21世紀文学研究所

1サラリーマンの読書日記です。

四十男、同世代作家を読む(1)塩田武士

 時の経つのは早いもので、このブログの最初の頃には二十代だった私も、今月、四十歳の誕生日を迎えます。しかし、ただ漫然と四十歳の一年間も過ごすのもなんなので、今年は意識して同世代作家の本を読んで行くことにしました。同じ世代の人とはおそらく、文化や社会的事件の受容において共通するものがあり、そう言う人たちが作家としていかなる世界を形成したか、見てみたいからです。
 しかし、ウィキペディアを駆使して調べても、私と同じ1978年生まれの作家はなかなか見つかりませんでした。人気作家では、米澤穂信さんくらいでしょうか。ちなみに同学年には歌姫が多く、椎名林檎浜崎あゆみも同い年ですが、作家はなかなかいないようなので、プラスマイナス三歳までは同世代と看做すことにして、このシリーズをはじめます。

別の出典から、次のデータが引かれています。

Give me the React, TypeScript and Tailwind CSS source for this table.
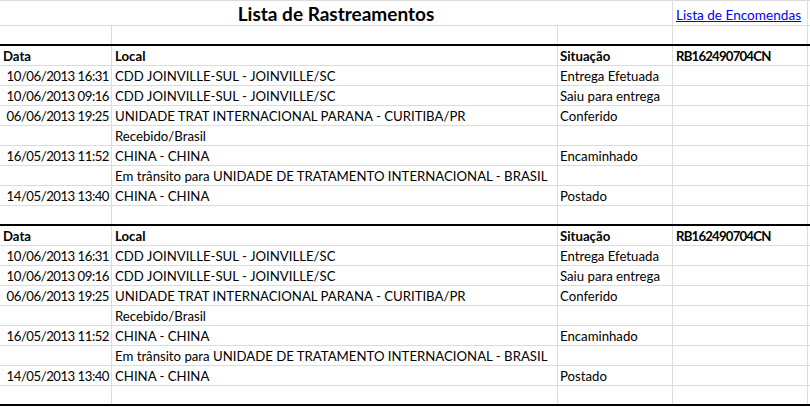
import React from "react";

interface Evento {
    data: string;
    local: string;
    situacao: string;
}

const eventos: Array<Evento> = [
    { data: "10/06/2013 16:31", local: "CDD JOINVILLE-SUL - JOINVILLE/SC", situacao: "Entrega Efetuada" },
    { data: "10/06/2013 09:16", local: "CDD JOINVILLE-SUL - JOINVILLE/SC", situacao: "Saiu para entrega" },
    { data: "06/06/2013 19:25", local: "UNIDADE TRAT INTERNACIONAL PARANA - CURITIBA/PR", situacao: "Conferido" },
    { data: "", local: "Recebido/Brasil", situacao: "" },
    { data: "16/05/2013 11:52", local: "CHINA - CHINA", situacao: "Encaminhado" },
    { data: "", local: "Em trânsito para UNIDADE DE TRATAMENTO INTERNACIONAL - BRASIL", situacao: "" },
    { data: "14/05/2013 13:40", local: "CHINA - CHINA", situacao: "Postado" },
];

const cell = "shrink-0 h-full border-r border-[#dadcdd] flex items-end overflow-hidden whitespace-nowrap";

const Row: React.FC<{ a?: string; b?: string; c?: string; d?: string; bold?: boolean; black?: boolean }> = ({ a = "", b = "", c = "", d = "", bold, black }) => (
    <div className={`flex h-[20px] border-b ${black ? "border-b-2 border-black" : "border-[#dadcdd]"} ${bold ? "font-bold" : ""}`}>
        <div className={`${cell} w-[112px] ${bold ? "pl-[3px]" : "justify-end pr-[2px] tracking-[-0.5px]"}`}>{a}</div>
        <div className={`${cell} w-[446px] pl-[3px]`}>{b}</div>
        <div className={`${cell} w-[115px] pl-[2px]`}>{c}</div>
        <div className={`${cell} w-[135px] pl-[3px] tracking-[-0.8px]`}>{d}</div>
    </div>
);

const Bloco: React.FC = () => (
    <>
        <Row a="Data" b="Local" c="Situação" d="RB162490704CN" bold />
        {eventos.map((e, i) => (
            <Row key={i} a={e.data} b={e.local} c={e.situacao} />
        ))}
        <Row black />
    </>
);

export default function App() {
    return (
        <div className="w-[810px] h-[407px] bg-white overflow-hidden text-black text-[13.2px] leading-[17px]" style={{ fontFamily: "Lato, 'Liberation Sans', sans-serif" }}>
            <div className="border-t border-[#dadcdd]">
                <div className="flex h-[25px] border-b border-[#dadcdd]">
                    <div className="shrink-0 w-[673px] h-full border-r border-[#dadcdd] flex items-end justify-center font-bold text-[19px] leading-[22px]">
                        Lista de Rastreamentos
                    </div>
                    <div className="shrink-0 w-[135px] h-full border-r border-[#dadcdd] flex items-end pb-[1px] pl-[3px] whitespace-nowrap overflow-hidden text-[13.6px]">
                        <a href="#" className="text-[#0000ff] underline">Lista de Encomendas</a>
                    </div>
                </div>
                <Row black />
                <Bloco />
                <Bloco />
            </div>
        </div>
    );
}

 そう言うわけで第一回は塩田武士さんを選びました。1979年生まれで、一歳年下ですが、大阪生まれという点も共通しており、作品を読んでいても「子供の頃同じテレビ見てたんちゃうんかな」という親しみを持てます。代表作の『罪の声』はグリコ・森永事件を題材にした作品で、私は「これはまず読まなアカンやろ」と思ったのですが、この作品が文学賞、ランキング関係(吉川英治文学新人賞とか、『このミス』とか)でわりと不遇だったのは、ひょっとして当時、関西人かつ子供であった私や作者が思っているほど、この事件はインパクトなかったからのかな、と思いました。実際、関東生まれで少し年下の妻には、事件そのものがピンと来ないようです。
 さて、下記、緩やかなオススメ度順に、読んだ本の感想を記します。

『ともにがんばりましょう』(講談社文庫)
 21世紀にまさかの組合団体交渉モノですが、私のイチオシはこれです。懐かしい漫才を思わせる、関西弁の会話のユーモアが生きているとともに、ネゴシエーションの中に人物の生き様を浮かび上がらせる書き方が見事と思いました……ていうか私が給与が気になるお年頃なのかも知れません。
『盤上のアルファ』(講談社文庫)
 奨励会で挫折した棋士の再生をめぐる物語ですが、主要登場人物が出てくるたびに二回もぶっこまれる「彼は性格が悪かった」に象徴されるように、一筋縄ではいかないところが笑える名作です……ていうか私が人生の落とし所を探したいお年頃なのかも知れません。
『罪の声』(講談社
 ミステリですが主犯はほぼ名前が出てきた瞬間に明らか、そしてどんでん返しがある部分は若干、後味が悪く、そこらへんの評価が難しくはありますが、この作品は謎解きよりも、「人生の落とし所を探す」というところに重点があると思っています。そう思って読めば、後半かなり身につまされます。
『女神のタクト』(講談社文庫)
 これも天才指揮者の再生をめぐる物語で、逆のだめカンタービレのようなドタバタが面白いです。
『崩壊』(光文社文庫
 本格刑事小説としてかなり良くできているとは思うのですが、若干これシリアスものの練習として書いてない?みたいな気がしないでもないです。
『雪の香り』(文春文庫)
 恋愛小説。これは、、、無理でした。ちょっとむず痒さが過ぎる。